The sample runs on .NET Framework 4.6.1 (or above) on Windows.

Prerequisites

  • A subscription key for the Speech service. See Try the speech service for free.
  • A Windows PC; some sample scenarios require a working microphone.
  • Microsoft Visual Studio 2017, Community Edition or higher.
  • The .NET desktop development workload in Visual Studio. You can enable it in Tools > Get Tools and Features.

Build the sample

  • By building this sample you will download the Microsoft Cognitive Services Speech SDK. By downloading you acknowledge its license, see Speech SDK license agreement.
  • Download the sample code to your development PC.
  • Start Microsoft Visual Studio 2017 and select File > Open > Project/Solution.
  • Navigate to the folder containing this sample, and select the solution file contained within it.
  • Press Ctrl+Shift+B, or select Build > Build Solution.

Run the sample

To debug the app and then run it, press F5 or use Debug > Start Debugging. To run the app without debugging, press Ctrl+F5 or use Debug > Start Without Debugging.

The app displays a graphical user interface (GUI), which shows baseline model recognition results on the left and custom model speech recognition results on the bottom.
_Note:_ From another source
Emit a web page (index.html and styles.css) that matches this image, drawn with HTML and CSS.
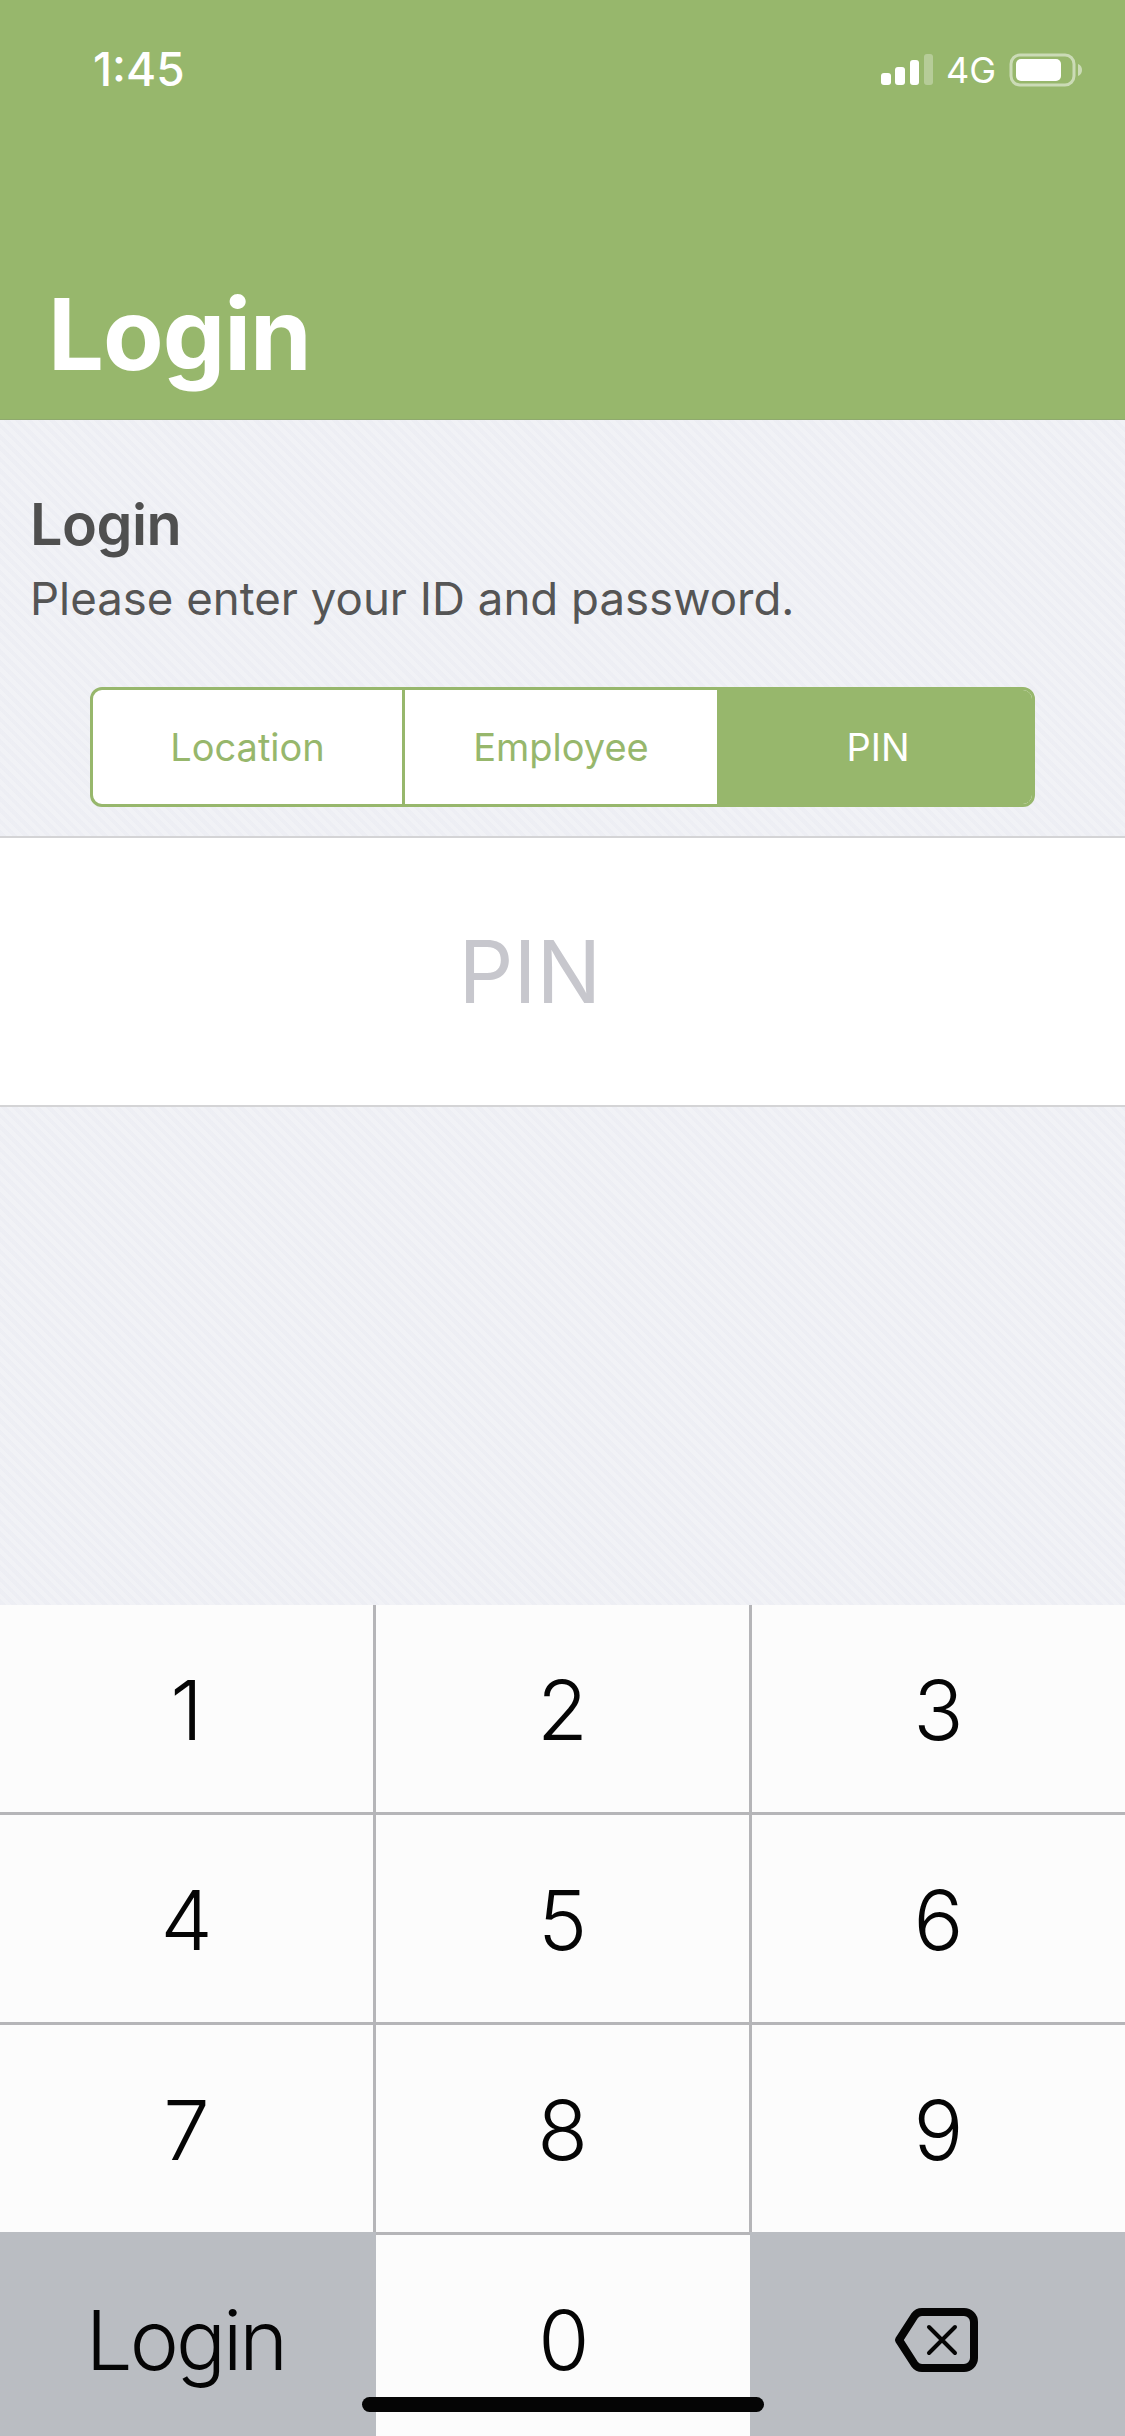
FILE: index.html
```html
<!DOCTYPE html>
<html lang="en">

<head>
    <meta charset="UTF-8">
    <meta name="viewport" content="width=device-width, initial-scale=1.0">
    <title>Login</title>
    <link rel="stylesheet" href="styles.css">
</head>

<body>
    <header class="header">
        <div class="status-bar">
            <span class="status-time">1:45</span>
            <div class="status-icons">
                <svg class="signal" width="52" height="32" viewBox="0 0 52 32">
                    <rect x="0" y="19" width="10" height="12" rx="3" fill="#fff"/>
                    <rect x="14" y="13" width="10" height="18" rx="3" fill="#fff"/>
                    <rect x="29" y="6" width="9" height="25" rx="3" fill="#fff"/>
                    <rect x="43" y="0" width="9" height="31" rx="3" fill="#fff" opacity="0.3"/>
                </svg>
                <span class="status-net">4G</span>
                <svg class="battery" width="74" height="34" viewBox="0 0 74 34">
                    <rect x="2" y="2" width="63" height="30" rx="9" fill="none" stroke="#fff" stroke-opacity="0.5" stroke-width="3"/>
                    <rect x="7" y="6" width="45" height="22" rx="5" fill="#fff"/>
                    <path d="M69 11c3 1 4 3.500 4 6s-1 5-4 6z" fill="#fff" fill-opacity="0.5"/>
                </svg>
            </div>
        </div>
        <h1 class="header-title">Login</h1>
    </header>

    <main class="content">
        <section class="intro">
            <h2 class="intro-title">Login</h2>
            <p class="intro-text">Please enter your ID and password.</p>
            <div class="segments">
                <button class="segment segment-first">Location</button>
                <button class="segment segment-second">Employee</button>
                <button class="segment segment-active">PIN</button>
            </div>
        </section>

        <div class="pin-field">
            <input class="pin-input" type="password" placeholder="PIN">
        </div>
    </main>

    <div class="keyboard">
        <div class="key">1</div>
        <div class="key">2</div>
        <div class="key key-end">3</div>
        <div class="key">4</div>
        <div class="key">5</div>
        <div class="key key-end">6</div>
        <div class="key">7</div>
        <div class="key">8</div>
        <div class="key key-end">9</div>
        <div class="key key-func key-login">Login</div>
        <div class="key key-zero">0</div>
        <div class="key key-func key-delete">
            <svg width="84" height="64" viewBox="0 0 84 64">
                <path d="M28 4h42c5.500 0 10 4.500 10 10v36c0 5.500-4.500 10-10 10H28c-3 0-5.500-1.300-7.300-3.700L5 32 20.700 7.700C22.500 5.300 25 4 28 4z" fill="none" stroke="#050505" stroke-width="8" stroke-linejoin="round"/>
                <path d="M35 19l26 26M61 19L35 45" fill="none" stroke="#050505" stroke-width="4" stroke-linecap="round"/>
            </svg>
        </div>
    </div>

    <div class="home-indicator"></div>
</body>

</html>
```

FILE: styles.css
```css
* {
    box-sizing: border-box;
}

body {
    position: relative;
    display: flex;
    flex-direction: column;
    width: 1125px;
    height: 2436px;
    margin: 0;
    overflow: hidden;
    font-family: Inter, 'Noto Sans', sans-serif;
    background-color: #eff0f5;
    background-image: repeating-linear-gradient(45deg, rgba(255, 255, 255, 0.12) 0, rgba(255, 255, 255, 0.12) 4px, rgba(225, 226, 236, 0.12) 4px, rgba(225, 226, 236, 0.12) 8px);
}

.header {
    display: flex;
    flex-direction: column;
    justify-content: space-between;
    height: 420px;
    padding: 49px 42px 25px 48px;
    background-color: #97b76c;
    border-bottom: 1px solid #8fa96f;
}

.status-bar {
    display: flex;
    justify-content: space-between;
    align-items: center;
    padding-left: 45px;
    color: #fff;
}

.status-time {
    font-size: 46px;
    font-weight: 500;
    line-height: 40px;
}

.status-icons {
    display: flex;
    align-items: center;
    gap: 13px;
    margin-top: 2px;
}

.status-net {
    font-size: 36px;
    line-height: 34px;
}

.signal {
    display: block;
}

.battery {
    display: block;
}

.header-title {
    margin: 0;
    color: #fff;
    font-size: 99px;
    font-weight: 700;
    line-height: 120px;
    letter-spacing: -1px;
}

.content {
    flex: 1;
}

.intro {
    height: 418px;
    padding: 71px 0 0 30px;
    border-bottom: 2px solid #d4d4d6;
}

.intro-title {
    margin: 0;
    color: #4f4f4f;
    font-size: 57.5px;
    font-weight: 600;
    line-height: 66px;
    letter-spacing: -0.5px;
}

.intro-text {
    margin: 13px 0 0;
    color: #555;
    font-size: 45.6px;
    font-weight: 400;
    line-height: 58px;
}

.segments {
    display: flex;
    width: 945px;
    height: 120px;
    margin: 59px 0 0 60px;
    background-color: #fff;
    border: 3px solid #97b76c;
    border-radius: 12px;
    overflow: hidden;
}

.segment {
    padding: 0;
    color: #97b76c;
    font-family: inherit;
    font-size: 38px;
    background: none;
    border: 0;
    border-right: 3px solid #97b76c;
}

.segment-first {
    width: 312px;
}

.segment-second {
    width: 315px;
}

.segment-active {
    width: 312px;
    padding-left: 4px;
    color: #fff;
    background-color: #97b76c;
    border-right: 0;
}

.pin-field {
    height: 269px;
    background-color: #fff;
    border-bottom: 2px solid #d4d4d6;
}

.pin-input {
    display: block;
    width: 100%;
    height: 100%;
    padding: 0 65px 0 0;
    font-family: inherit;
    font-size: 86px;
    font-weight: 400;
    text-align: center;
    background: none;
    border: 0;
    outline: none;
}

.pin-input::placeholder {
    color: #c7c7cd;
    opacity: 1;
}

.keyboard {
    display: grid;
    grid-template-columns: 376px 376px 373px;
    grid-template-rows: 210px 210px 210px 201px;
}

.key {
    display: flex;
    justify-content: center;
    align-items: center;
    padding-top: 2px;
    color: #050505;
    font-size: 83px;
    font-weight: 300;
    background-color: #fcfcfc;
    border-right: 3px solid #b5b5b8;
    border-bottom: 3px solid #b5b5b8;
}

.key-end {
    border-right: 0;
}

.key-zero {
    padding: 8px 0 0;
    border: 0;
}

.key-func {
    margin-top: -3px;
    padding-top: 12px;
    background-color: #babdc2;
    border: 0;
}

.key-login {
    padding-right: 5px;
    letter-spacing: -3px;
}

.key-delete {
    margin-left: -2px;
    padding-right: 4px;
}

.home-indicator {
    position: absolute;
    left: 362px;
    bottom: 24px;
    width: 402px;
    height: 15px;
    background-color: #050505;
    border-radius: 8px;
}
```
Use the Settings fly-out on the right to configure input source, recognition type, region and language, and (most importantly) your subscription key.
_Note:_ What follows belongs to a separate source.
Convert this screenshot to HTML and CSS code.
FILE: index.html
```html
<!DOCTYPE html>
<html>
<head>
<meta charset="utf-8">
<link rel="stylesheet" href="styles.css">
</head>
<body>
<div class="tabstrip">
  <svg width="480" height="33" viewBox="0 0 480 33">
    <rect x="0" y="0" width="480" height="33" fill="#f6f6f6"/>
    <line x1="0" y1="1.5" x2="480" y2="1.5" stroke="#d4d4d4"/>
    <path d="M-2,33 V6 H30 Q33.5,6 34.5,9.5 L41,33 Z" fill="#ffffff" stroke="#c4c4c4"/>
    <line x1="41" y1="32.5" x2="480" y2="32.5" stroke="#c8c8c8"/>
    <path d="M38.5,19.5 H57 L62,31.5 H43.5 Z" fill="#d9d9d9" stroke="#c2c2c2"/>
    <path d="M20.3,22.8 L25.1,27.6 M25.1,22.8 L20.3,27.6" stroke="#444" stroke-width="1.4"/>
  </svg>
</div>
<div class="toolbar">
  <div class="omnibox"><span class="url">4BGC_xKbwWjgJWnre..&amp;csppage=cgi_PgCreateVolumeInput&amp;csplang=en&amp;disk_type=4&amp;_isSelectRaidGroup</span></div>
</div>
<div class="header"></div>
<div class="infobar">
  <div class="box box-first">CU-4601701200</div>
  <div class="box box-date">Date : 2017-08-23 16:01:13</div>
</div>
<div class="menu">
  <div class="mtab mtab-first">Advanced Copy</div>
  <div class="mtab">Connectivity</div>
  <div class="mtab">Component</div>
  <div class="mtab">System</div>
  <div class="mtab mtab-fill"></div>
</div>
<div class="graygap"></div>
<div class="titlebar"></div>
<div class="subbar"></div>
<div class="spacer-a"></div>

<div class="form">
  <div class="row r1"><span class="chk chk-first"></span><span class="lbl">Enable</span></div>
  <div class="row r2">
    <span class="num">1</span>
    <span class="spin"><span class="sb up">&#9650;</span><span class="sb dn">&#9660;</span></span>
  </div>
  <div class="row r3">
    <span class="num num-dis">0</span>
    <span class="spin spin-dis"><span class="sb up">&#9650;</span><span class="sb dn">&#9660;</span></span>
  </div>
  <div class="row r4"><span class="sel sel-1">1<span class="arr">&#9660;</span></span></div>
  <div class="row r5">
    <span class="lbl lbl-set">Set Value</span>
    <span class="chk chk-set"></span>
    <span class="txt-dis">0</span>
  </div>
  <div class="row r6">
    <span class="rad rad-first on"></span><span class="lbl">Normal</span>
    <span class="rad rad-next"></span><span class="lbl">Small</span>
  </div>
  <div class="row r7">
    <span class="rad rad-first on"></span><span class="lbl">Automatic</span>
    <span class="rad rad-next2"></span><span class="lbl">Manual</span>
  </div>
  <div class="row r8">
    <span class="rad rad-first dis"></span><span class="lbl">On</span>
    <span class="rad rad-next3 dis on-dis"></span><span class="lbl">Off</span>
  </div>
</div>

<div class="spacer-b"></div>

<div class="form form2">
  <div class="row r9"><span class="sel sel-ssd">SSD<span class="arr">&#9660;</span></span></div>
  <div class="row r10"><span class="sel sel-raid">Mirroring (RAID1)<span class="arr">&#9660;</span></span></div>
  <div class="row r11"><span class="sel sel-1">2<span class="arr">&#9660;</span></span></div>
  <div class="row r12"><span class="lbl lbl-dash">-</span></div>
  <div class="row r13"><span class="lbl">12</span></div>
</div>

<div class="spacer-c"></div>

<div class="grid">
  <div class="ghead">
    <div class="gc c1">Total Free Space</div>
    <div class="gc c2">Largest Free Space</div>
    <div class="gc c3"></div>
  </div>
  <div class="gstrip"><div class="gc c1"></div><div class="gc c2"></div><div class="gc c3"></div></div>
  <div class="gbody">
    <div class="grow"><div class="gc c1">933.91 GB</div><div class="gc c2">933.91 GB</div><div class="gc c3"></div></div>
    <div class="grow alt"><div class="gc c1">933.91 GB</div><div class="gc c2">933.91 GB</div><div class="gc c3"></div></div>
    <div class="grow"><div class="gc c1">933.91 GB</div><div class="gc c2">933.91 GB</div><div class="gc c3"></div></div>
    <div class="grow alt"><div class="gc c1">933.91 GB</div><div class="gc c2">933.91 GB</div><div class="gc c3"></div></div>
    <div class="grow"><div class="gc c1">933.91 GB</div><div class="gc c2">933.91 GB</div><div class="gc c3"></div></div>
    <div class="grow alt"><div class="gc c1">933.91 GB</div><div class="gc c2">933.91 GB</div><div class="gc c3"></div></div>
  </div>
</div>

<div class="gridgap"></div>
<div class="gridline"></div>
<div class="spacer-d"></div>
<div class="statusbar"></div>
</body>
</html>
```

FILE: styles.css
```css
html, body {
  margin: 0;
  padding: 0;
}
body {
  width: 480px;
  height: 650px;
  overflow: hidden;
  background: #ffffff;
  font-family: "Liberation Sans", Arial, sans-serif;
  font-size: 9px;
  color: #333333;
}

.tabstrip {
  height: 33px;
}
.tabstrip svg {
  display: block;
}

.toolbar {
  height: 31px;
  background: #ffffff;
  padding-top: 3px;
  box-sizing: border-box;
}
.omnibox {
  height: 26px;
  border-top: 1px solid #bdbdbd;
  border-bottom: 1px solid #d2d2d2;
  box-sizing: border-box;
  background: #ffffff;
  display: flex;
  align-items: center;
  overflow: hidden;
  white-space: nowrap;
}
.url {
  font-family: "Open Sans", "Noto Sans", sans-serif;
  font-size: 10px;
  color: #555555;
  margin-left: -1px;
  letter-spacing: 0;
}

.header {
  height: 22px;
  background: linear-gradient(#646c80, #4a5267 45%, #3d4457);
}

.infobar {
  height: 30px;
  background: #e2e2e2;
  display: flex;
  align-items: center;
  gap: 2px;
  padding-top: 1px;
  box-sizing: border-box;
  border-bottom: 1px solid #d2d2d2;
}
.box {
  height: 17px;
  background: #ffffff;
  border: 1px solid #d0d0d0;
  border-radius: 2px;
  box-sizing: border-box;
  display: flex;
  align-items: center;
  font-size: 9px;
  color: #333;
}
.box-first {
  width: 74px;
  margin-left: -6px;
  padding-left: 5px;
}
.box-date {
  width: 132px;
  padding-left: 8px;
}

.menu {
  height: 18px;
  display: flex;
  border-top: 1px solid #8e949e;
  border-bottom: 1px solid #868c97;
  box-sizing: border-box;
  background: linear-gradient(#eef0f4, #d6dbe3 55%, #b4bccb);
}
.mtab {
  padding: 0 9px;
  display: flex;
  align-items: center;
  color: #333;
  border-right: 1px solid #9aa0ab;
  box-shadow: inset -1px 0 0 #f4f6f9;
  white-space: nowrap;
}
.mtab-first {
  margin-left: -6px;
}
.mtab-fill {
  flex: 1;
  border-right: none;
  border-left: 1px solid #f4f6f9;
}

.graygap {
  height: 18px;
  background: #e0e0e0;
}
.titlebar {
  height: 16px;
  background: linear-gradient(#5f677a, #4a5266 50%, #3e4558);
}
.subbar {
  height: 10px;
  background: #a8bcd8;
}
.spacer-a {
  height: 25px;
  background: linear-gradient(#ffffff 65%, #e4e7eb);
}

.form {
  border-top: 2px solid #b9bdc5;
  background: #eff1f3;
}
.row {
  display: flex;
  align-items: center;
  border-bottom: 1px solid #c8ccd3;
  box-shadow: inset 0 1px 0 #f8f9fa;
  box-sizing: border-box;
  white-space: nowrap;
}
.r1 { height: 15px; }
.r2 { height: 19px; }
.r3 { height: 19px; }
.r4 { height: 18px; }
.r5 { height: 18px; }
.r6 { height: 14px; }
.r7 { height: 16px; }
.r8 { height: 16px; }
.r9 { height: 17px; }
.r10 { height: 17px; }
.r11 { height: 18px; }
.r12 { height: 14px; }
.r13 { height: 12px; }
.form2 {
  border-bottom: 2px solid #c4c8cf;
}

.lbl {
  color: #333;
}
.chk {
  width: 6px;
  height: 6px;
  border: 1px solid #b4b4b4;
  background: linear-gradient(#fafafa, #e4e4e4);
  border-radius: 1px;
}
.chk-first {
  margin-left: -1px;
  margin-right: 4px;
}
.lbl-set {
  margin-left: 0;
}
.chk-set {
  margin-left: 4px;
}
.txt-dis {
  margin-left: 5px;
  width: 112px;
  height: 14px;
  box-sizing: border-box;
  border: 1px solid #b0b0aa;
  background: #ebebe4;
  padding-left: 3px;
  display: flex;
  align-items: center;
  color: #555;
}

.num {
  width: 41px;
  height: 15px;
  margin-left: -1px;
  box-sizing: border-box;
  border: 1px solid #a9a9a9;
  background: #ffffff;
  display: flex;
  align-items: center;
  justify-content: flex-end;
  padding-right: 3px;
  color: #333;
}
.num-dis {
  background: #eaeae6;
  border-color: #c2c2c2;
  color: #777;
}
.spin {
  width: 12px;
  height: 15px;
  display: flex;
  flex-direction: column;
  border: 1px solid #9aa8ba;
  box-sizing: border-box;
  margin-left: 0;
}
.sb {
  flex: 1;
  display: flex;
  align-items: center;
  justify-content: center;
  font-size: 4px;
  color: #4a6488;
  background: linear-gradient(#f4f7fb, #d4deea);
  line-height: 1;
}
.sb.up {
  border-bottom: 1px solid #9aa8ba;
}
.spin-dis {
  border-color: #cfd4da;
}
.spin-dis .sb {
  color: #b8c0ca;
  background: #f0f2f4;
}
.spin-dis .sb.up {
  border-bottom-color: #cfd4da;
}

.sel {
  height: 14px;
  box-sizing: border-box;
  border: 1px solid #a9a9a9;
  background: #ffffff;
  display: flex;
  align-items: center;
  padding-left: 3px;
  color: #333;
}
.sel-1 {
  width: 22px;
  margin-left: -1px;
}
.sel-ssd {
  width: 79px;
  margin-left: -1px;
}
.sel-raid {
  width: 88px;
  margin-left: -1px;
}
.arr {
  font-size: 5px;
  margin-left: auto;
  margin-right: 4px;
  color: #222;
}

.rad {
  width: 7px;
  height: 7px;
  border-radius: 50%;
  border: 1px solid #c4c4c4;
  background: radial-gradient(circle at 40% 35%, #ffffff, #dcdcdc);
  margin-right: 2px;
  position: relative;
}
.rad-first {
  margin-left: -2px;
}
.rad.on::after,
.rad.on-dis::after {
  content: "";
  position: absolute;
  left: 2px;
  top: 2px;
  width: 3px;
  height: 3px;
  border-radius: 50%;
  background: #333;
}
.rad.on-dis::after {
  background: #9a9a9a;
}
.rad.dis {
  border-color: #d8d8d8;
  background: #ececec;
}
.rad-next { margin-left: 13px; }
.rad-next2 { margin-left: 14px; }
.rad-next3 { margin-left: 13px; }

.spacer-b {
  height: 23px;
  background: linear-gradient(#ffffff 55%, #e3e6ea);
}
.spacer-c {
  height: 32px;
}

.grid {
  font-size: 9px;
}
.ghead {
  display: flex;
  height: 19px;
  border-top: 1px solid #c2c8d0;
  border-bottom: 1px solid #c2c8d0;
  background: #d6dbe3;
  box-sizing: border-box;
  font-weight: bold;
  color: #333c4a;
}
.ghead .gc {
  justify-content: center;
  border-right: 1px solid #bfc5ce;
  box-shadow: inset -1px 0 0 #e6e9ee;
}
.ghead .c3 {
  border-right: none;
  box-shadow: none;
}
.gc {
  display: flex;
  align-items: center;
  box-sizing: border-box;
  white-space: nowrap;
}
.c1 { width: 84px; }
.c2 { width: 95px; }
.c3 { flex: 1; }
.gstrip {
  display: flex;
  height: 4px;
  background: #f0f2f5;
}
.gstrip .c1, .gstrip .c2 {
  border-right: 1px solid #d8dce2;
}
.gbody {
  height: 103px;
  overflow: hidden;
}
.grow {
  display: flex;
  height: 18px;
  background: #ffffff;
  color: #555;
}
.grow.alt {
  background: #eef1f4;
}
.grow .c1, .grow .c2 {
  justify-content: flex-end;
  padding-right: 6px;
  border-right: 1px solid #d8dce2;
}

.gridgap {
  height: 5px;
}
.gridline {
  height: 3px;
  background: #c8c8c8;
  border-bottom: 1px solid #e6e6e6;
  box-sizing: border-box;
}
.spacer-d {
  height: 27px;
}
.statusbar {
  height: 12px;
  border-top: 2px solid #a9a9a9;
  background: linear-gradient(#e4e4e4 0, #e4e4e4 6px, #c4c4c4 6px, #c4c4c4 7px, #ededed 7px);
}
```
If you like detailed output from the speech service, use the Baseline Model Output and Custom Model Output fly-outs at the bottom of the GUI.

Notes

  • If you use the Save Keys button, your subscription key will be written to an unencrypted file named SubscriptionKey.txt on your disk, inside .NET Isolated Storage. Please use the documentation if you'd like to locate and delete this file.

  • If you are using your own .wav file as input source, make sure it is in the right format. Currently, the only supported .wav format is mono (single-channel), 16 kHz sample rate, 16 bits per sample.